SHORT TASK: Show every line below where "styles" can be found.

- - - - - - -

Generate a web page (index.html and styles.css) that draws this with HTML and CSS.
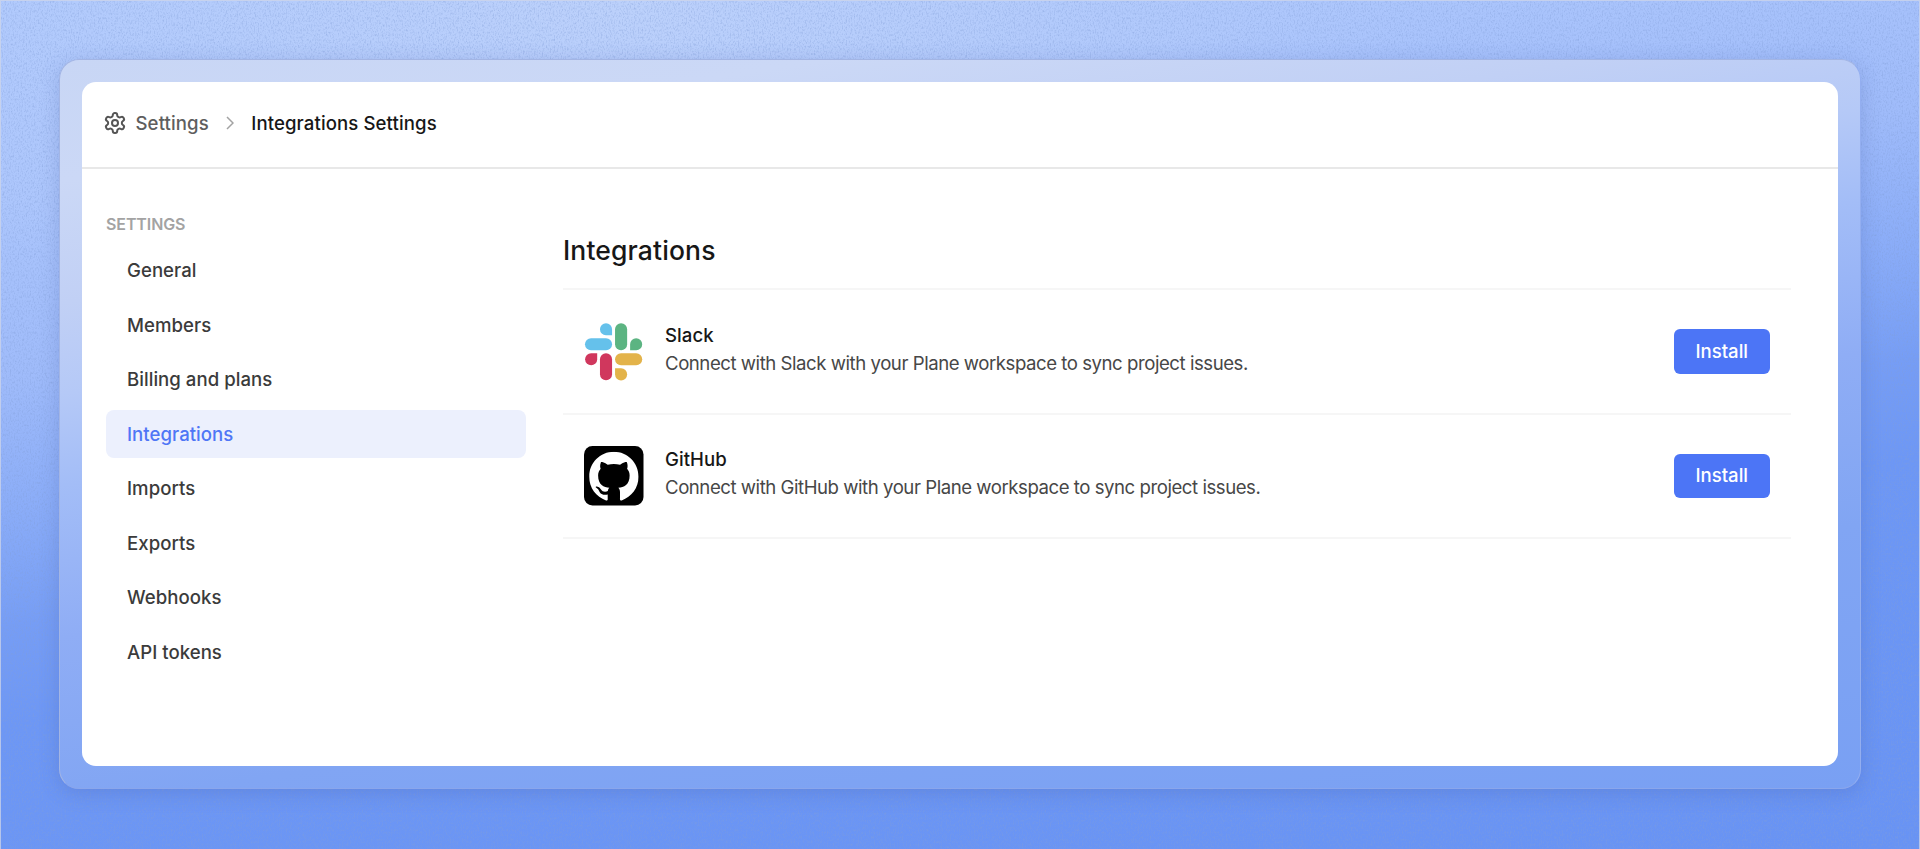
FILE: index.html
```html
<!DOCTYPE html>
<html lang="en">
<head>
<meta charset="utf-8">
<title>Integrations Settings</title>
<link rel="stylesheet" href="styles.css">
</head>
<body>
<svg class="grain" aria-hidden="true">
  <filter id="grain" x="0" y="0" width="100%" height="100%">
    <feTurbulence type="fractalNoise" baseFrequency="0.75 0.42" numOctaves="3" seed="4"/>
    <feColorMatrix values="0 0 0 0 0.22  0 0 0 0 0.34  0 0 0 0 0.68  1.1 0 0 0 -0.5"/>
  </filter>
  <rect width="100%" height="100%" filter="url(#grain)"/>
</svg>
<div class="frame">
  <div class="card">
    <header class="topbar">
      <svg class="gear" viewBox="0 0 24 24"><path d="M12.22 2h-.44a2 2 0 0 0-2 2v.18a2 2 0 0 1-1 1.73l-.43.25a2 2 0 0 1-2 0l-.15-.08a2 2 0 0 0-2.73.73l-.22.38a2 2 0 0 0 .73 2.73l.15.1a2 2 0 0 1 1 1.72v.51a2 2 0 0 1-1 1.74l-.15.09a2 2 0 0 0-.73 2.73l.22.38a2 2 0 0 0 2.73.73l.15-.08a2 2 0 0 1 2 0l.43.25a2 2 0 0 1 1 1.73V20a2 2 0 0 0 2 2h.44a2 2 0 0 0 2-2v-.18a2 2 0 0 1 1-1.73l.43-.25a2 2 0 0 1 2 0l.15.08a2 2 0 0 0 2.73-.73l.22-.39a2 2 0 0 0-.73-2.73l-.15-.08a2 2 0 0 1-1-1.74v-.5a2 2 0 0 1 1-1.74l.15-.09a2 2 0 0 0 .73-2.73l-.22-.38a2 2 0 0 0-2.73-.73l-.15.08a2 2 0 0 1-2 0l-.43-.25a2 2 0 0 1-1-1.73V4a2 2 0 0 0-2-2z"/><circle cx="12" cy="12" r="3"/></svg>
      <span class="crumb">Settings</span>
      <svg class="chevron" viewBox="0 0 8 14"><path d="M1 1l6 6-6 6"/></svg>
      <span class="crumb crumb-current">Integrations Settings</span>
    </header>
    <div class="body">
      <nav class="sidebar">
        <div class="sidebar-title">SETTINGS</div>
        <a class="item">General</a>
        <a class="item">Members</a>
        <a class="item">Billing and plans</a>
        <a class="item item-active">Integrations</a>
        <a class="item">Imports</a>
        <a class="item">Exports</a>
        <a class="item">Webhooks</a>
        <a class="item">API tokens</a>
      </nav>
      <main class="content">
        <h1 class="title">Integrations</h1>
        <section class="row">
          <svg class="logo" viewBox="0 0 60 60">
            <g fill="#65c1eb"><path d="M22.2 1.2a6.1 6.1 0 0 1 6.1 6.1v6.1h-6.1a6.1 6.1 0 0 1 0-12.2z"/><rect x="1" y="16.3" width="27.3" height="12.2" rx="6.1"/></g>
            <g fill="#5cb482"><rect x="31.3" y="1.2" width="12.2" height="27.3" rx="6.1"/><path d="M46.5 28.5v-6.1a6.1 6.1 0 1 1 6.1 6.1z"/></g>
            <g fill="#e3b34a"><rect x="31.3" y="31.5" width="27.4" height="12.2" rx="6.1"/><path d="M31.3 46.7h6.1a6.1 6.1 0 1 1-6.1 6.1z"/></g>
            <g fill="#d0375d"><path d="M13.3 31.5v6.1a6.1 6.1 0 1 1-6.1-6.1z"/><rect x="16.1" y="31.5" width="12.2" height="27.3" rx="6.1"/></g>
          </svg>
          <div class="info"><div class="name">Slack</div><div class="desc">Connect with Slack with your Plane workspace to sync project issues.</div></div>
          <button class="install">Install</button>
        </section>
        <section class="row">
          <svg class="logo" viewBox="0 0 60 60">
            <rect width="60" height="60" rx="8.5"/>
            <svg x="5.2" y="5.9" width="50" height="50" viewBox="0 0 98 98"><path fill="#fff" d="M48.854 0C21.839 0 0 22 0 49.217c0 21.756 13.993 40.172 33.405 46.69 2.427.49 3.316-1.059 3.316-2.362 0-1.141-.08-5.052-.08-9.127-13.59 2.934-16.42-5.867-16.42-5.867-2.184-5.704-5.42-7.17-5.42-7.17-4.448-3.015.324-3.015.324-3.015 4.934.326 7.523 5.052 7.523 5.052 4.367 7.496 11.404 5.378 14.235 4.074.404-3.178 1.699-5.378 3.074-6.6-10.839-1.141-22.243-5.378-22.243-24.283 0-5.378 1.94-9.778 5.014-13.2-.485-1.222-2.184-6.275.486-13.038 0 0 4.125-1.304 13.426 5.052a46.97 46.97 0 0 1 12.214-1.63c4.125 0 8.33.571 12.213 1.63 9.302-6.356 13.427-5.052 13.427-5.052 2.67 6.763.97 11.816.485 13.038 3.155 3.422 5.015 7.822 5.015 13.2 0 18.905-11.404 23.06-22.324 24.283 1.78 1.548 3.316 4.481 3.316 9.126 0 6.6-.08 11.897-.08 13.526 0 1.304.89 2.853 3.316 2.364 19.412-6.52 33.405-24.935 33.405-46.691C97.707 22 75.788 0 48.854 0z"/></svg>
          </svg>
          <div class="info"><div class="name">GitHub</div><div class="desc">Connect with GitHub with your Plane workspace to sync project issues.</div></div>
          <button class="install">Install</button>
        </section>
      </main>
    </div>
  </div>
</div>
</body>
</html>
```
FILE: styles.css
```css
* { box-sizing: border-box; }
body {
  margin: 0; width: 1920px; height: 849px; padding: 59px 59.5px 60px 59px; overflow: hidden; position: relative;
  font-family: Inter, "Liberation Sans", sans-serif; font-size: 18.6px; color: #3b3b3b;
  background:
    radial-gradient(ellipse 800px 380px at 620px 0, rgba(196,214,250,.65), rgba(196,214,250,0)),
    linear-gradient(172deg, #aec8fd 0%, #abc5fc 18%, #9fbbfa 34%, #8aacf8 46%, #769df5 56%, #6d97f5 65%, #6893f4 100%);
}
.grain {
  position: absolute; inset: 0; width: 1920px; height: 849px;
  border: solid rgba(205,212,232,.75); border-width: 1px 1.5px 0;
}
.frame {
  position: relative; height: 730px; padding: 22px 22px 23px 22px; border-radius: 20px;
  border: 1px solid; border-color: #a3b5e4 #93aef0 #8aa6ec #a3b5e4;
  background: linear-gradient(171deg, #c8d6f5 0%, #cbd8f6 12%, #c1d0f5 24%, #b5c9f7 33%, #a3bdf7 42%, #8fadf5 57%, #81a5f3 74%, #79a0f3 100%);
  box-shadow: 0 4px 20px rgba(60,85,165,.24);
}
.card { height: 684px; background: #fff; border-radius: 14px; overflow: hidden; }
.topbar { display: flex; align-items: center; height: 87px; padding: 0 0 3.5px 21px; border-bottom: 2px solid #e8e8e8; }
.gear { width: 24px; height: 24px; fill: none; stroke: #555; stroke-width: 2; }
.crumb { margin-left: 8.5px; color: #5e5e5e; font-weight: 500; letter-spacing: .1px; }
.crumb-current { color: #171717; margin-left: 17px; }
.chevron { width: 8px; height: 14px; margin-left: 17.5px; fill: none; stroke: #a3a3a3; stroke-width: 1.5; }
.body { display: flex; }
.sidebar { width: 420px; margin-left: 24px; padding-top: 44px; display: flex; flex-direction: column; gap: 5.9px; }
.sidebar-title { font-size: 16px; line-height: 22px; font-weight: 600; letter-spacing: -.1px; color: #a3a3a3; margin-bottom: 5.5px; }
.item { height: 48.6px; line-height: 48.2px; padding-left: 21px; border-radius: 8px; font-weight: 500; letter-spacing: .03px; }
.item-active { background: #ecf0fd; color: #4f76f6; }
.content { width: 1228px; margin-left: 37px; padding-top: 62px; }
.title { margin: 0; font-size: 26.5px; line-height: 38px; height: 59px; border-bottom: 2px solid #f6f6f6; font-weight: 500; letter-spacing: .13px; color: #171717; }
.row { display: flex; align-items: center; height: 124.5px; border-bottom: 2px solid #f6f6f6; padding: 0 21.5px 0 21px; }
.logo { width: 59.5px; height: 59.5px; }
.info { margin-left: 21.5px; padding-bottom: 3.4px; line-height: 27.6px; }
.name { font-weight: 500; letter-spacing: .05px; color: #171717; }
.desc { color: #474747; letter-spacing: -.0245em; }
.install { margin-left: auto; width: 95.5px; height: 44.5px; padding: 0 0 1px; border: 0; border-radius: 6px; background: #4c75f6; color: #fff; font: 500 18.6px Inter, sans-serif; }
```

- - - - - - -

TASK RESPONSE:
Generate a web page (index.html and styles.css) that draws this with HTML and CSS.
<link rel="stylesheet" href="styles.css">
FILE: styles.css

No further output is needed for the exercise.